Petition for injunction by the Dallas-Fort Worth Safety Coach Company against the City of Arlington. From an order granting the writ on ex parte hearing, the City appeals. Reversed and remanded.
R. E. Rouer and Gillis Johnson, both of Fort Worth, and J. W. Beaird, of Arlington, for appellant.
McLean, Scott Sayers, of Fort Worth, for appellee.
This is an appeal from an order granting appellee a temporary writ of injunction, restraining the city of Arlington and the officers thereof from attempting to enforce an ordinance prohibiting the use of certain streets of said city by "motor busses" or motor vehicles engaged in the business of carrying passengers for hire. Such vehicles were prohibited from using Abrams street and Division street, alleged by the petitioner to be the only streets along which it could pass in going from Fort Worth to Dallas and from Dallas to Fort Worth. The writ was granted on an ex parte hearing, and an appeal was taken from that order. The application was verified by the affidavit of C. A. Thompson as follows:
"I, C. A. Thompson, as agent and general manager of the Dallas-Fort Worth Safety Coach Company, a corporation, plaintiff in the above styled and numbered cause, do solemnly swear that I have read over the foregoing petition and that the matters of fact set forth therein are true and correct to be [the?] best of my knowledge and belief, so help me God."

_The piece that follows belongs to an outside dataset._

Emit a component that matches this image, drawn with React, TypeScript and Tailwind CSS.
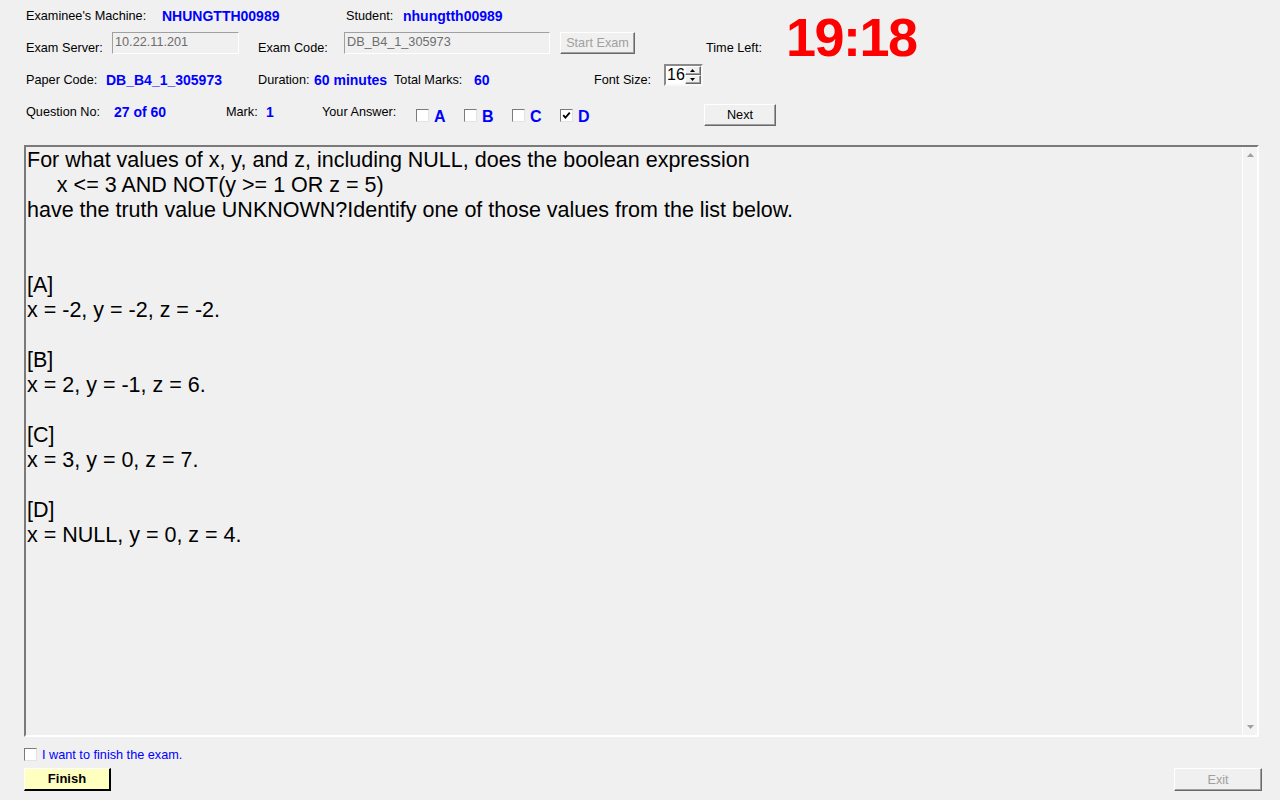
import React from 'react';

const font = "font-['Liberation_Sans',Arial,sans-serif]";

const Label = ({ w, children, className = '' }: { w: string; children: React.ReactNode; className?: string }) => (
  <span className={`${w} shrink-0 text-[12.7px] leading-[14px] text-black whitespace-nowrap ${className}`}>{children}</span>
);

const Value = ({ w, children, className = '' }: { w: string; children: React.ReactNode; className?: string }) => (
  <span className={`${w} shrink-0 text-[14px] leading-[16px] font-bold text-[#0000ff] whitespace-nowrap ${className}`}>{children}</span>
);

const CheckBox = ({ checked }: { checked?: boolean }) => (
  <span className="w-[13px] h-[13px] shrink-0 bg-white border border-t-[#7a7a7a] border-l-[#7a7a7a] border-r-[#e3e3e3] border-b-[#e3e3e3] flex items-center justify-center">
    {checked && (
      <svg width="9" height="9" viewBox="0 0 9 9">
        <path d="M1.2 4.2 L3.4 6.6 L7.8 1.6" stroke="#000" strokeWidth="1.8" fill="none" />
      </svg>
    )}
  </span>
);

const Choice = ({ letter, checked }: { letter: string; checked?: boolean }) => (
  <div className="w-[48px] shrink-0 flex items-start">
    <span className="mt-[5px]">
      <CheckBox checked={checked} />
    </span>
    <span className="ml-[5px] mt-[4px] text-[16px] leading-[18px] font-bold text-[#0000ff]">{letter}</span>
  </div>
);

const btn3d =
  'bg-[#f0f0f0] border border-t-white border-l-white border-r-[#696969] border-b-[#696969] shadow-[inset_-1px_-1px_0_#a0a0a0] flex items-center justify-center text-[12.7px] leading-[14px]';

const lines = [
  'For what values of x, y, and z, including NULL, does the boolean expression',
  '     x <= 3 AND NOT(y >= 1 OR z = 5)',
  'have the truth value UNKNOWN?Identify one of those values from the list below.',
  '',
  '',
  '[A]',
  'x = -2, y = -2, z = -2.',
  '',
  '[B]',
  'x = 2, y = -1, z = 6.',
  '',
  '[C]',
  'x = 3, y = 0, z = 7.',
  '',
  '[D]',
  'x = NULL, y = 0, z = 4.',
];

export default function App() {
  return (
    <div className={`w-[1280px] h-[800px] bg-[#f0f0f0] overflow-hidden flex flex-col ${font}`}>
      {/* header */}
      <div className="flex pl-[26px]">
        <div className="w-[760px] shrink-0 flex flex-col">
          <div className="h-[32px] flex items-center">
            <Label w="w-[136px]">Examinee's Machine:</Label>
            <Value w="w-[184px]">NHUNGTTH00989</Value>
            <Label w="w-[57px]">Student:</Label>
            <Value w="w-auto">nhungtth00989</Value>
          </div>
          <div className="h-[23px] flex items-end">
            <Label w="w-[86px]">Exam Server:</Label>
            <div className="w-[127px] h-[22px] mb-[1px] border border-t-[#a0a0a0] border-l-[#a0a0a0] border-r-white border-b-white pl-[2px] pt-[1px] text-[12.7px] leading-[16px] text-[#6d6d6d]">
              10.22.11.201
            </div>
            <Label w="w-[86px]" className="ml-[19px]">Exam Code:</Label>
            <div className="w-[206px] h-[22px] mb-[1px] border border-t-[#a0a0a0] border-l-[#a0a0a0] border-r-white border-b-white pl-[2px] pt-[1px] text-[12.7px] leading-[16px] text-[#6d6d6d]">
              DB_B4_1_305973
            </div>
            <div className={`w-[75px] h-[22px] mb-[1px] ml-[10px] ${btn3d} text-[#a0a0a0]`}>Start Exam</div>
            <Label w="w-auto" className="ml-[71px]">Time Left:</Label>
          </div>
          <div className="h-[23px] mt-[9px] flex items-end">
            <Label w="w-[80px]">Paper Code:</Label>
            <Value w="w-[152px]" className="mb-[-1px]">DB_B4_1_305973</Value>
            <Label w="w-[56px]">Duration:</Label>
            <Value w="w-[80px]" className="mb-[-1px]">60 minutes</Value>
            <Label w="w-[80px]">Total Marks:</Label>
            <Value w="w-[120px]" className="mb-[-1px]">60</Value>
            <Label w="w-[70px]">Font Size:</Label>
            <div className="w-[39px] h-[22px] mb-[1px] flex bg-white border-2 border-t-[#8a8a8a] border-l-[#8a8a8a] border-r-[#f8f8f8] border-b-[#f8f8f8]">
              <span className="flex-1 text-[16px] leading-[18px] text-black pl-[1px]">16</span>
              <div className="w-[17px] flex flex-col">
                <div className={`flex-1 ${btn3d}`}>
                  <svg width="5" height="3" viewBox="0 0 5 3"><path d="M2.5 0 L5 3 L0 3Z" fill="#000" /></svg>
                </div>
                <div className={`flex-1 ${btn3d}`}>
                  <svg width="5" height="3" viewBox="0 0 5 3"><path d="M0 0 L5 0 L2.5 3Z" fill="#000" /></svg>
                </div>
              </div>
            </div>
          </div>
          <div className="h-[22px] mt-[17px] flex items-start">
            <Label w="w-[88px]" className="mt-[1px]">Question No:</Label>
            <Value w="w-[112px]">27 of 60</Value>
            <Label w="w-[40px]" className="mt-[1px]">Mark:</Label>
            <Value w="w-[56px]">1</Value>
            <Label w="w-[94px]" className="mt-[1px]">Your Answer:</Label>
            <Choice letter="A" />
            <Choice letter="B" />
            <Choice letter="C" />
            <Choice letter="D" checked />
            <div className={`w-[72px] h-[22px] ml-[96px] ${btn3d} text-black`}>Next</div>
          </div>
        </div>
        <div className="mt-[10px] text-[54px] leading-[54px] font-bold tracking-[-1.5px] text-[#ff0000] whitespace-nowrap">19:18</div>
      </div>

      {/* question */}
      <div className="ml-[24px] mt-[19px] w-[1235px] h-[592px] flex border-2 border-t-[#7a7a7a] border-l-[#7a7a7a] border-r-white border-b-white">
        <div className="flex-1 pl-[1px] pt-[1px] text-[21.5px] leading-[25px] text-black whitespace-pre">
          {lines.map((l, i) => (
            <div key={i} className="h-[25px]">{l}</div>
          ))}
        </div>
        <div className="w-[15px] bg-[#f3f3f3] border-l border-l-white flex flex-col justify-between items-center py-[6px]">
          <svg width="7" height="4" viewBox="0 0 7 4"><path d="M3.5 0 L7 4 L0 4Z" fill="#a0a0a0" /></svg>
          <svg width="7" height="4" viewBox="0 0 7 4"><path d="M0 0 L7 0 L3.5 4Z" fill="#a0a0a0" /></svg>
        </div>
      </div>

      {/* footer */}
      <div className="ml-[24px] mt-[11px] h-[13px] flex items-center">
        <CheckBox />
        <span className="ml-[5px] text-[12.7px] leading-[14px] text-[#0000ff]">I want to finish the exam.</span>
      </div>
      <div className="mt-[7px] pl-[24px] pr-[18px] flex justify-between">
        <div className="w-[87px] h-[23px] bg-[#ffffc0] border border-t-white border-l-white border-r-2 border-b-2 border-r-black border-b-black flex items-center justify-center text-[13px] font-bold text-black">
          Finish
        </div>
        <div className={`w-[88px] h-[23px] ${btn3d} text-[#a0a0a0]`}>Exit</div>
      </div>
    </div>
  );
}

Article 4649, Rev. Civil Statutes, provides:
"No writ of injunction shall be granted, unless the applicant therefor shall present his petition to the judge, verified by his affidavit taken before some officer authorized to administer oaths, and containing a plain and intelligible statement of the grounds for such relief."
"Verified by his affidavit," as used in the above statute, means proved to be true or correct; to establish the truth of; confirmed. 4 Words Phrases (Second Series) pages 1152,1153. It has been held that the verification must be direct and in such positive terms as would sustain a charge of perjury or false swearing, if the verification should prove to be false, and the affidavit must show to have been made on the personal knowledge of the affiant as to the truth of the allegations verified. Verification on information and belief is held to be insufficient (Forest Oil Co. v. Wilson [Tex. Civ. App.] 178 S.W. 626; Graham v. McCarty, 69 Tex. 324, 7 S.W. 342; So. Oil Gas Co. v. Mexia Oil Gas Co. [Tex. Civ. App.] 186 S.W. 446, and numerous other cases), nor is an affidavit that the allegations sought to be verified are true and correct "to the best of my knowledge and belief" sufficient. Spinks v. Mathews, 80 Tex. 373, 15 S.W. 1101; Lane et al. v. Jones (Tex.Civ.App.) 167 S.W. 177; Moss v. Whitson (Tex.Civ.App.) 130 S.W. 1034. A defect in the verification of an application for a temporary injunction, and on an ex parte hearing, may be raised for the first time in the Courts of Civil Appeals. White v. Ferris (Tex.Civ.App.) 186 S.W. 367; Butler v. Remington (Tex.Civ.App.) 230 S.W. 224. The defect is not waived by a failure to call the trial court's attention thereto in this character of a proceeding.
By reason of the defect in the verification, the judgment below is reversed and the cause remanded. Pullen v. Baker, 41 Tex. 419.